A boca fala do que o coração tá cheio

sexta-feira, 20 de abril de 2012

A meu pai

Por Eduardo Marinho


Livro "Crônicas e Pontos de Vista"

Durante a composição do livro, Rodrigo Rosa, o editor, me pediu pra fazer um texto homenageando alguém que eu admirasse, dedicando o livro. Eu disse que não queria fazer isso, não via porque dedicar o livro a ninguém além das pessoas que o lessem. Ele insistiu, disse que não precisava ser ninguém vivo e aí eu lembrei do meu pai, da nossa história inacabada, interrompida por sua morte inesperada. Então fiz o texto, que foi colocado na abertura do livro.
  
A meu pai

Senti a dor que lhe impus. Lamentei cada fração dessa dor. Ninguém acreditou. Eu me tornei o agressor, o ingrato, aquele que desprezou todos os esforços feitos em meu próprio benefício. Um traidor da família.

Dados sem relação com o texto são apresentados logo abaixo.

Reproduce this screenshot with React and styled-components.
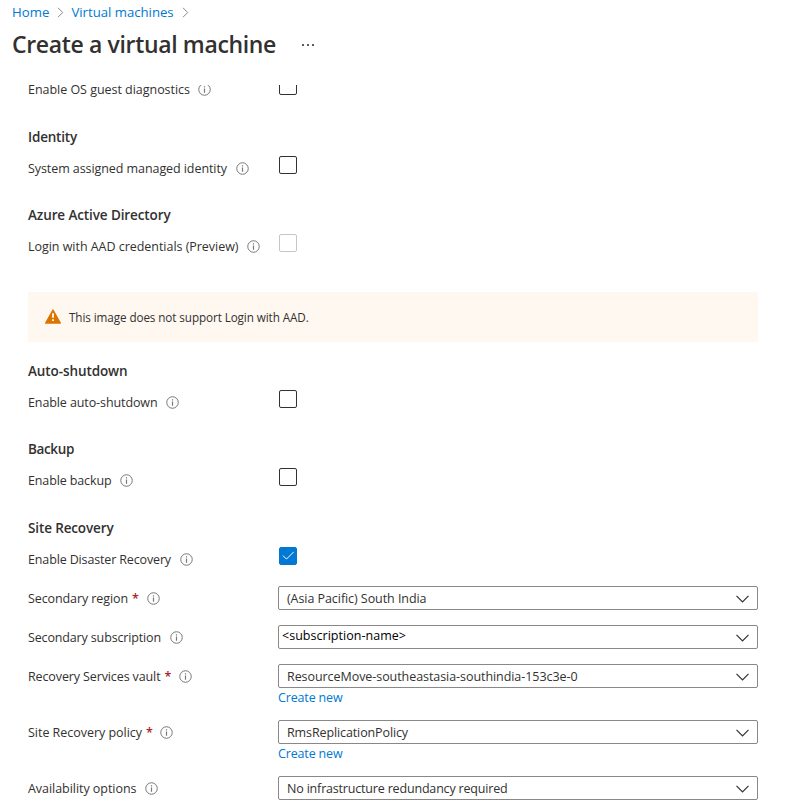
import React from 'react';
import styled, { createGlobalStyle } from 'styled-components';

const GlobalStyle = createGlobalStyle`
  * { box-sizing: border-box; }
  body {
    margin: 0;
    background: #fff;
    color: #323130;
    font-family: "Open Sans", "Noto Sans", sans-serif;
    font-size: 12.5px;
  }
`;

const Page = styled.div`
  width: 799px;
  height: 810px;
  overflow: hidden;
  display: flex;
  flex-direction: column;
`;

const Header = styled.header`
  height: 85px;
  flex: none;
  padding-left: 12px;
`;

const Breadcrumb = styled.nav`
  display: flex;
  align-items: center;
  height: 24px;
  font-size: 13.2px;
`;

const Crumb = styled.a`
  color: #0078d4;
  line-height: 18px;
  white-space: nowrap;
  letter-spacing: ${(p) => p.$tracking}px;
`;

const CrumbArrow = styled.svg`
  width: 7px;
  height: 11px;
  margin: 1px 7px 0 8px;
  fill: none;
  stroke: #8a8886;
`;

const TitleBar = styled.div`
  display: flex;
  align-items: center;
  height: 40px;
`;

const Title = styled.h1`
  margin: 0;
  width: 264px;
  font-size: 23px;
  line-height: 40px;
  font-weight: 600;
  letter-spacing: -0.35px;
  white-space: nowrap;
`;

const MoreDots = styled.svg`
  width: 12px;
  height: 2px;
  margin: 2px 0 0 26px;
  fill: #605e5c;
`;

const Form = styled.main`
  flex: 1;
  min-height: 0;
  overflow: hidden;
  padding-left: 28px;
`;

const SectionTitle = styled.h2`
  margin: ${(p) => p.$gap ?? 23}px 0 7px;
  height: 24px;
  line-height: 24px;
  font-size: 13.5px;
  font-weight: 600;
  letter-spacing: ${(p) => p.$tracking}px;
`;

const Row = styled.div`
  display: grid;
  grid-template-columns: 250px 480px;
  align-items: start;
  margin-top: ${(p) => p.$gap ?? 0}px;
`;

const LabelCell = styled.div`
  display: flex;
  align-items: center;
  height: 24px;
  white-space: nowrap;
`;

const LabelText = styled.label`
  letter-spacing: ${(p) => p.$tracking}px;
`;

const Required = styled.span`
  width: 6px;
  margin-left: 4px;
  color: #a4262c;
  font-weight: 600;
`;

const InfoSvg = styled.svg`
  width: 13px;
  height: 13px;
  margin: 1px 0 0 8.5px;
`;

const CheckBox = styled.span`
  display: flex;
  width: 18px;
  height: 18px;
  margin-left: 1px;
  border: 1px solid ${(p) => (p.$checked ? '#0078d4' : p.$disabled ? '#c8c6c4' : '#323130')};
  border-radius: 2px;
  background: ${(p) => (p.$checked ? '#0078d4' : '#fff')};
`;

const CheckMark = styled.svg`
  width: 16px;
  height: 16px;
  fill: none;
  stroke: #fff;
`;

const Select = styled.div`
  display: flex;
  align-items: center;
  justify-content: space-between;
  height: 24px;
  padding: 0 8px;
  border: 1px solid #8a8886;
  border-radius: 2px;
  white-space: nowrap;
`;

const SelectValue = styled.span`
  letter-spacing: ${(p) => p.$tracking}px;
`;

const Placeholder = styled(SelectValue)`
  margin: -3px 0 0 -5px;
  color: #000;
`;

const Chevron = styled.svg`
  width: 13px;
  height: 8px;
  margin-top: 1px;
  fill: none;
  stroke: #323130;
`;

const CreateLink = styled.a`
  display: block;
  height: 18px;
  padding-top: 1px;
  line-height: 18px;
  color: #0078d4;
  letter-spacing: -0.155px;
`;

const Notice = styled.div`
  display: flex;
  align-items: center;
  width: 730px;
  height: 50px;
  margin-top: 34px;
  padding-left: 17px;
  background: #fff8f1;
  font-size: 11.7px;
  letter-spacing: -0.09px;
`;

const WarningSvg = styled.svg`
  width: 16px;
  height: 15px;
  margin: -2px 8px 0 0;
`;

const Separator = () => (
  <CrumbArrow viewBox="0 0 7 11">
    <path d="M1 .8 5.7 5.5 1 10.2" />
  </CrumbArrow>
);

const InfoIcon = () => (
  <InfoSvg viewBox="0 0 13 13">
    <circle cx="6.5" cy="6.5" r="5.75" fill="none" stroke="#797775" />
    <path d="M6.5 5.5v4.2M6.5 3.2v1.2" stroke="#797775" strokeWidth="1.2" />
  </InfoSvg>
);

const Label = ({ text, tracking, required }) => (
  <LabelCell>
    <LabelText $tracking={tracking}>{text}</LabelText>
    {required && <Required>*</Required>}
    <InfoIcon />
  </LabelCell>
);

const CheckRow = ({ label, tracking, checked, disabled, gap }) => (
  <Row $gap={gap}>
    <Label text={label} tracking={tracking} />
    <CheckBox $checked={checked} $disabled={disabled}>
      {checked && (
        <CheckMark viewBox="0 0 16 16">
          <path d="M3 7.6 6.5 11.1 13.7 3.9" />
        </CheckMark>
      )}
    </CheckBox>
  </Row>
);

const SelectRow = ({ label, tracking, required, value, valueTracking, placeholder, link, gap = 15 }) => {
  const Value = placeholder ? Placeholder : SelectValue;
  return (
    <Row $gap={gap}>
      <Label text={label} tracking={tracking} required={required} />
      <div>
        <Select>
          <Value $tracking={valueTracking}>{value}</Value>
          <Chevron viewBox="0 0 13 8">
            <path d="M.5.9 6.5 6.9 12.5.9" strokeWidth="1.2" />
          </Chevron>
        </Select>
        {link && <CreateLink>{link}</CreateLink>}
      </div>
    </Row>
  );
};

export default function App() {
  return (
    <Page>
      <GlobalStyle />
      <Header>
        <Breadcrumb>
          <Crumb $tracking={0.045}>Home</Crumb>
          <Separator />
          <Crumb $tracking={-0.02}>Virtual machines</Crumb>
          <Separator />
        </Breadcrumb>
        <TitleBar>
          <Title>Create a virtual machine</Title>
          <MoreDots viewBox="0 0 12 2">
            <rect x="0" width="2" height="2" />
            <rect x="5" width="2" height="2" />
            <rect x="10" width="2" height="2" />
          </MoreDots>
        </TitleBar>
      </Header>
      <Form>
        <CheckRow gap={-8} label="Enable OS guest diagnostics" tracking={-0.031} />
        <SectionTitle $gap={24} $tracking={-0.193}>Identity</SectionTitle>
        <CheckRow label="System assigned managed identity" tracking={-0.075} />
        <SectionTitle $tracking={-0.109}>Azure Active Directory</SectionTitle>
        <CheckRow label="Login with AAD credentials (Preview)" tracking={-0.035} disabled />
        <Notice>
          <WarningSvg viewBox="0 0 16 15">
            <path d="M8 1 15.3 14H.7Z" fill="#db7500" stroke="#db7500" strokeWidth="1.4" strokeLinejoin="round" />
            <path d="M8 4.2v4.6M8 10.2v1.7" stroke="#fff" strokeWidth="1.8" />
          </WarningSvg>
          <span>This image does not support Login with AAD.</span>
        </Notice>
        <SectionTitle $gap={17} $tracking={-0.094}>Auto-shutdown</SectionTitle>
        <CheckRow label="Enable auto-shutdown" tracking={-0.1} />
        <SectionTitle $tracking={-0.359}>Backup</SectionTitle>
        <CheckRow label="Enable backup" tracking={-0.123} />
        <SectionTitle $gap={24} $tracking={-0.131}>Site Recovery</SectionTitle>
        <CheckRow label="Enable Disaster Recovery" tracking={-0.143} checked />
        <SelectRow label="Secondary region" tracking={-0.095} required value="(Asia Pacific) South India" valueTracking={-0.062} />
        <SelectRow label="Secondary subscription" tracking={-0.145} value="<subscription-name>" valueTracking={0.03} placeholder />
        <SelectRow label="Recovery Services vault" tracking={-0.117} required value="ResourceMove-southeastasia-southindia-153c3e-0" valueTracking={-0.062} link="Create new" />
        <SelectRow gap={14} label="Site Recovery policy" tracking={-0.03} required value="RmsReplicationPolicy" valueTracking={-0.113} link="Create new" />
        <SelectRow gap={14} label="Availability options" tracking={-0.043} value="No infrastructure redundancy required" valueTracking={-0.18} />
      </Form>
    </Page>
  );
}
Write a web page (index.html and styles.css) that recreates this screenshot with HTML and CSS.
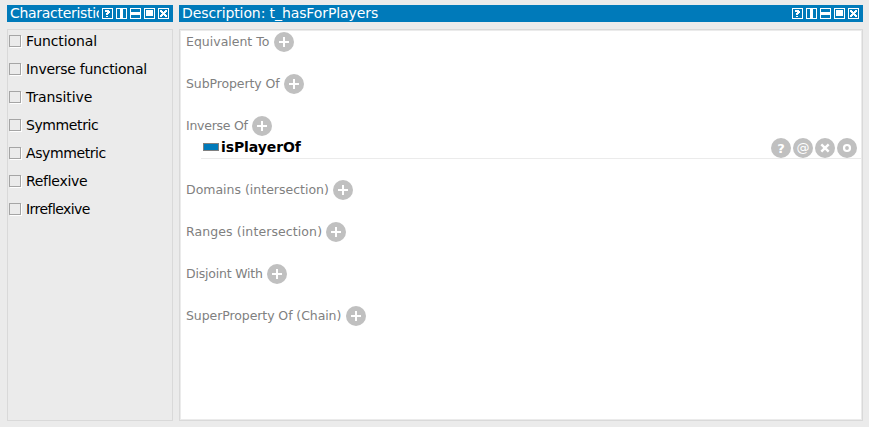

Lamentei cada grão da dor que minhas atitudes provocaram. Ninguém viu, ninguém sabe, ninguém acredita. Durante muito tempo, minha família de origem deixou de existir em minha vida, eu deixei de existir na vida dela. Creio que em meu pai a dor foi mais profunda, pelas projeções a meu respeito que ele viu desmoronar.

Ah, meu pai! Esperei, na certeza de um dia você entender que foi minha busca por justiça, minha inconformação com a situação absurda da nossa sociedade, o que moveu minhas atitudes, depois de várias tentativas de me enquadrar em alguma posição convencional – apenas para não ferir, pois tais conquistas já não me empolgavam, ao contrário, me pareciam uma espécie de rendição, de conformação, de injustiça.

Quando soube da sua morte, tive o sentimento de que o nosso abraço tinha sido adiado, "agora só quando eu chegar do outro lado, também”. Lá deve ser mais fácil compreender os valores que me guiaram, pois aqui os valores sem sentido são impostos e têm base na forma, no aspecto, no externo. Nosso entendimento talvez já se esboçasse, nos últimos tempos, mas não seria nesse plano. A casa onde moro foi comprada por ele, em decisão própria e para minha surpresa, três meses antes da sua partida. Agradeci pela casa e lhe desejei boa viagem e boa chegada. No vazio que senti naquele dia, diante da ausência, da carência, do amor distante e pleno, escrevi na última página de um caderno, sem pensar, apenas sentindo, muito, esse pequeno texto de despedida e esperança que exponho mais abaixo.

É preciso explicar que, quando nasci, meus pais tinham, ambos, 39 anos. Nos meus 19, quando me expus ao sol do mundo, estavam nos 59 anos. Quando tornei a encontrá-los, os sinais do tempo eram bem marcantes, quinze anos haviam se passado. Eu lhes ficara tão estranho que a distância permaneceu grande – agora menos física, mais sensorial, ideológica, vibracional. A visão de mundo desenvolvida na vivência em pleno chão da sociedade é francamente rejeitada, hostilizada, negada raivosamente não só por eles, mas por toda aquela classe, à qual eu já não pertencia.

“Tivemos tão pouco tempo...
acabei nascendo tarde
e pensando diferente.
Tivemos tão pouco tempo...
e o pouco tempo que tivemos
foi sem muita intimidade.
Cresci tão distante,
fiquei tão estranho,
estivemos tão longe
tanto tempo...
O pouco que tivemos
jamais intimidade
e, no entanto,
eu o amo, tanto, tanto...”
Amor incondicional. Lamento sua visão da minha pessoa e dos meus valores, mas respeito inteiramente, mesmo discordando. Não tenho verdades, mas impressões, opiniões, intuições. O tempo se encarrega das mudanças que não pudemos realizar e que são inevitáveis. Formar a própria visão de mundo e as opiniões é direito e responsabilidade de cada um.

Grande amor, grande respeito e vontade de encontrá-lo, quando chegar o momento.